··· Input records

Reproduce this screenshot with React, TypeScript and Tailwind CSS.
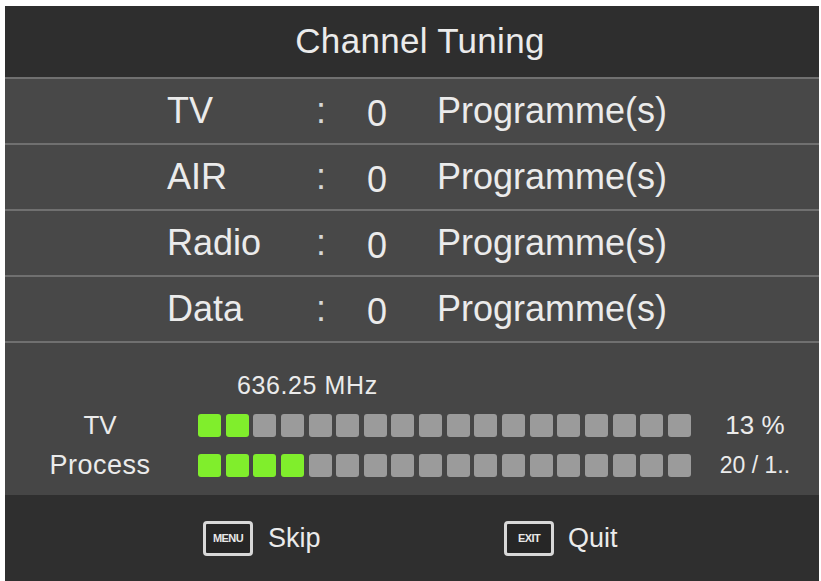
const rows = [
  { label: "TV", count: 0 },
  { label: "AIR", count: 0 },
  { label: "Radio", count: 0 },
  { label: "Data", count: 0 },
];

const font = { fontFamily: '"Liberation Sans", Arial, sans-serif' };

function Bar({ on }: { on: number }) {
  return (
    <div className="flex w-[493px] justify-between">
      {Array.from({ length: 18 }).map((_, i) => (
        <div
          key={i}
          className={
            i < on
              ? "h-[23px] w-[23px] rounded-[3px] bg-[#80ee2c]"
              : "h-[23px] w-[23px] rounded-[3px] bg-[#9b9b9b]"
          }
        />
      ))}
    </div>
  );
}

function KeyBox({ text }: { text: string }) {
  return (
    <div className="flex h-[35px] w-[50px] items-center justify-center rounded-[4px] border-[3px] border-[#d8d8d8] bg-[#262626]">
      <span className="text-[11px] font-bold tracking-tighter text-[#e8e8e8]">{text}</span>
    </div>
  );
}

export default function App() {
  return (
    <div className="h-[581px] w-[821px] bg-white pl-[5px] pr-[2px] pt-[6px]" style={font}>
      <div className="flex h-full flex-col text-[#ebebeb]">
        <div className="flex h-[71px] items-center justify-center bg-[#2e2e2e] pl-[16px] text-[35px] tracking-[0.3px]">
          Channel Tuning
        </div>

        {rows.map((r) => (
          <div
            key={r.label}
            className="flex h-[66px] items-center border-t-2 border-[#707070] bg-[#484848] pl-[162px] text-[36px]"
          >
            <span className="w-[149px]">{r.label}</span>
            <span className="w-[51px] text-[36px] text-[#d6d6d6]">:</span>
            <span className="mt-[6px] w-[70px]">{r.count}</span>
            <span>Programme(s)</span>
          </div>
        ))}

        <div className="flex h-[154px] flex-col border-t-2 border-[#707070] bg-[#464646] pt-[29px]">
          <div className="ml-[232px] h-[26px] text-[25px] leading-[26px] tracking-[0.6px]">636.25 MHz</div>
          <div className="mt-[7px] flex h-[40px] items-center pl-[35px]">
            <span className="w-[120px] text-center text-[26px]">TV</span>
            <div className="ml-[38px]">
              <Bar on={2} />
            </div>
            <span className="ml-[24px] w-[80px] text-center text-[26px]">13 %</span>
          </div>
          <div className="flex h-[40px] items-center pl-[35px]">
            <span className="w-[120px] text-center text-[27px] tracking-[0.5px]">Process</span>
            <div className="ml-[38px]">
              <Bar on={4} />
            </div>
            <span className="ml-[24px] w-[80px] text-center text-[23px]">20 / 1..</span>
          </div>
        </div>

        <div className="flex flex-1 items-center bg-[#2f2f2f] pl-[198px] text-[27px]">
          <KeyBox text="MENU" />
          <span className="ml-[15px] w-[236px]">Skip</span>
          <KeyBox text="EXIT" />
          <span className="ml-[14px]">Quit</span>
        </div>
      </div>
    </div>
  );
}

······
··· Input records

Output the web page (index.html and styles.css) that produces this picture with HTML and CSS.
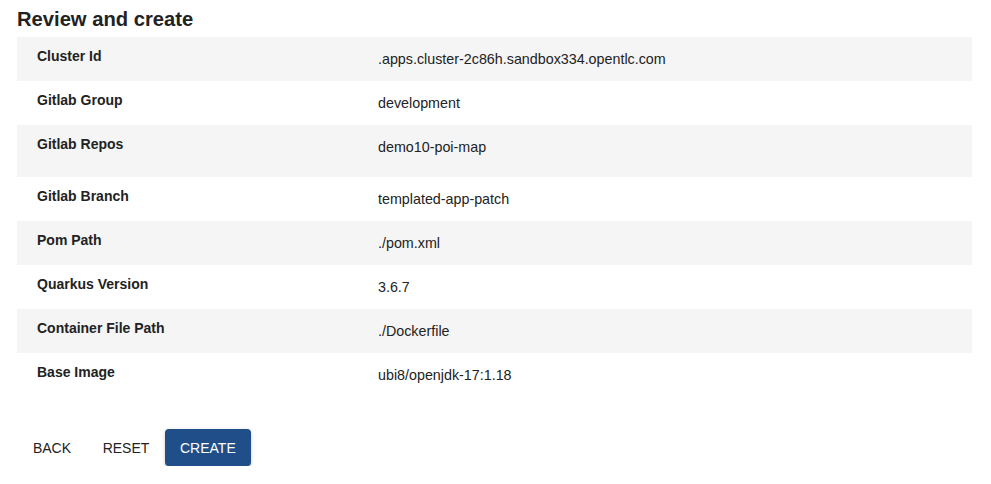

······
··· Input records

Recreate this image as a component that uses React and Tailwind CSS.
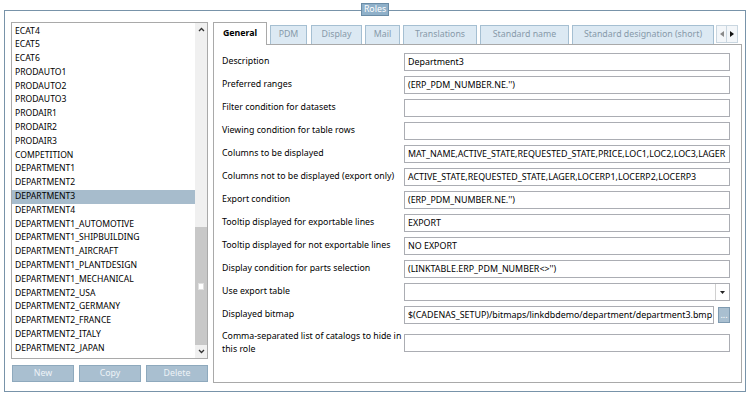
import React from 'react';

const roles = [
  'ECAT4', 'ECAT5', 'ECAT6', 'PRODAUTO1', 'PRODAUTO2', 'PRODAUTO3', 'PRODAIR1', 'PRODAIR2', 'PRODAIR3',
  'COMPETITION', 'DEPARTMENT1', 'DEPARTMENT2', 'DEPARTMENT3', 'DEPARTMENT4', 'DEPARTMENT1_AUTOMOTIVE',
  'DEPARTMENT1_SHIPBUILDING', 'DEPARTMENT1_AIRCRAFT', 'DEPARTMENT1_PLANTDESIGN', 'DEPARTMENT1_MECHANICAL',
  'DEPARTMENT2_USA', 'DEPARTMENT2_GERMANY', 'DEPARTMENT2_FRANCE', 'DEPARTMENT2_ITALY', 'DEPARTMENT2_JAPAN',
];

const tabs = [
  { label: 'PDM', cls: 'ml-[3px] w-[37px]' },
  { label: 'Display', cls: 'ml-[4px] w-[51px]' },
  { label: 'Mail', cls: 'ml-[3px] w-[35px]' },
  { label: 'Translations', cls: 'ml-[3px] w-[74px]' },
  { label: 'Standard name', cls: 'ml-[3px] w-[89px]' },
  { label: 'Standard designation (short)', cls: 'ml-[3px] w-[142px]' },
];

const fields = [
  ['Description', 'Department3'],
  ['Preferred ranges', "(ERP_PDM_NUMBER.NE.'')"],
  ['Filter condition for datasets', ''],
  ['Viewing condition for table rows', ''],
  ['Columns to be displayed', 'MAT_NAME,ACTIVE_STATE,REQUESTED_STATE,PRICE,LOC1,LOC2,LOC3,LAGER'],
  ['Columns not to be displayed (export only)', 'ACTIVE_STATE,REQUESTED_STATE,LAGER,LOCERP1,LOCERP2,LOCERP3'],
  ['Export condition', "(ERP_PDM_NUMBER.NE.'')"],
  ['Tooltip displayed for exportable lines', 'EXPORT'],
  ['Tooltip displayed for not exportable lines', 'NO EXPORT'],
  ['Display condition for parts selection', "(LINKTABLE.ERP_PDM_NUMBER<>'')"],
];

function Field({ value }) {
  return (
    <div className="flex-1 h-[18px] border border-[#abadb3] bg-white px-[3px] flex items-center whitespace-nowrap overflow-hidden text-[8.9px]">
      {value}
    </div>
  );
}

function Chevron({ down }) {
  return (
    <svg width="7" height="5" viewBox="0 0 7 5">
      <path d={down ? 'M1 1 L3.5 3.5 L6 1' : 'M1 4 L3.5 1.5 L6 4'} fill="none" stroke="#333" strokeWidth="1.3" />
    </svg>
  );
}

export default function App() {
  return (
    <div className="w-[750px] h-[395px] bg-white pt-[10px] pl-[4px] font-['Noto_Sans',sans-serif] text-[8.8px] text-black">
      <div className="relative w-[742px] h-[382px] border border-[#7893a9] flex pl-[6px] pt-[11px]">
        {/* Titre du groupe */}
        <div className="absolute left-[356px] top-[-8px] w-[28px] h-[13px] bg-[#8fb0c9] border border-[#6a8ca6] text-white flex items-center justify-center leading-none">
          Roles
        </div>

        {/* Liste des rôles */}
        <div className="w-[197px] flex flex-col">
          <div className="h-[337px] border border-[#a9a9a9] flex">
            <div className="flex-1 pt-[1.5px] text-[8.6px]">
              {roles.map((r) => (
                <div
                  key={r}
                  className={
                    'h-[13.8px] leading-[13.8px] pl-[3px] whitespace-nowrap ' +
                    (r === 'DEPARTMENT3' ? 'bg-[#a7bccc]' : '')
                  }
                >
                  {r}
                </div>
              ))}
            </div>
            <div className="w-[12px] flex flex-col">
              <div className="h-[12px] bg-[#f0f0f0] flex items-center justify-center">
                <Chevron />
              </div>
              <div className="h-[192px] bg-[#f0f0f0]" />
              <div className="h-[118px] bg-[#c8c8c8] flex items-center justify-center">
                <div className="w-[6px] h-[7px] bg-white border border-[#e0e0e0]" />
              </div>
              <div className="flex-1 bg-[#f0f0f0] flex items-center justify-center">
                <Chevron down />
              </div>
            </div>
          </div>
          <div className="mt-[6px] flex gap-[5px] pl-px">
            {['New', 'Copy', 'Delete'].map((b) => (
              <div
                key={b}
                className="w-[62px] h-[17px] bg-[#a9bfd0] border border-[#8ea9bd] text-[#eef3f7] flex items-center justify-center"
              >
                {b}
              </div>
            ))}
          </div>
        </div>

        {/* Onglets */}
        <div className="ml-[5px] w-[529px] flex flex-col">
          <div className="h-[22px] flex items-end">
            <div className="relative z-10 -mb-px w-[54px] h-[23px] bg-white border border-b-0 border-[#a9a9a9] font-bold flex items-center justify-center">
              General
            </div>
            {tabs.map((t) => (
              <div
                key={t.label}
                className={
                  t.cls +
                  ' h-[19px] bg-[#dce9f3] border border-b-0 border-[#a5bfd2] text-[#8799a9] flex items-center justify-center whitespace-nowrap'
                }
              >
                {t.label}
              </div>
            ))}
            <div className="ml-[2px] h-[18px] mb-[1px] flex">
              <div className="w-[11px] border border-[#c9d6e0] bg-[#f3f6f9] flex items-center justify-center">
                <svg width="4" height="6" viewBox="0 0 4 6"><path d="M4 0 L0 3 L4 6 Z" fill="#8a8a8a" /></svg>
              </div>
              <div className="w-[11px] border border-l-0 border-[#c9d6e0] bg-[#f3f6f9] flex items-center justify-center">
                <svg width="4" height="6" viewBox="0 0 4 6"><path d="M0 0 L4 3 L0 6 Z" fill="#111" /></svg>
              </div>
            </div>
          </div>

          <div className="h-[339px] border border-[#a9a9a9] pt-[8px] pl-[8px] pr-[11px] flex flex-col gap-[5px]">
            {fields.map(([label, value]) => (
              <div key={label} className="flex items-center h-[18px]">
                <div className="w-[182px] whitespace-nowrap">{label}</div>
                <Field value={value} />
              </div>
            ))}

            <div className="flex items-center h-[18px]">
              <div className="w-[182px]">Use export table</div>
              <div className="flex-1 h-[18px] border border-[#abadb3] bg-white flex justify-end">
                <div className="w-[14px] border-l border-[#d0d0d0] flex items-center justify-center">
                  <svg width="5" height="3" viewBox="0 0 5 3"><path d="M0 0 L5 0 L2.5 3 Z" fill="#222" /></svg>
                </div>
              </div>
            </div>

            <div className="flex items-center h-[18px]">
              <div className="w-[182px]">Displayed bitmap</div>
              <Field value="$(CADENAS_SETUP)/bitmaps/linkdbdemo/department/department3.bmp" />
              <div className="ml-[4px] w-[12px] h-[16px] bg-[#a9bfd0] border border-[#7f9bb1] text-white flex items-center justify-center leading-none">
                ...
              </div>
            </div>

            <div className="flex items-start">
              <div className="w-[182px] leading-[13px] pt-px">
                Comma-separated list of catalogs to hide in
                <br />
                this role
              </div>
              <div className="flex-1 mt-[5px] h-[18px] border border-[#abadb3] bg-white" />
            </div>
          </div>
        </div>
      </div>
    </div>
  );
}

······

## Task objective
Go to the line containing "Recreate this image" and copy exactly from there through the line containing "import React from 'react';", both included, and nothing more. Pictures are excluded.

## Task solution
Recreate this image as a component that uses React and Tailwind CSS.
import React from 'react';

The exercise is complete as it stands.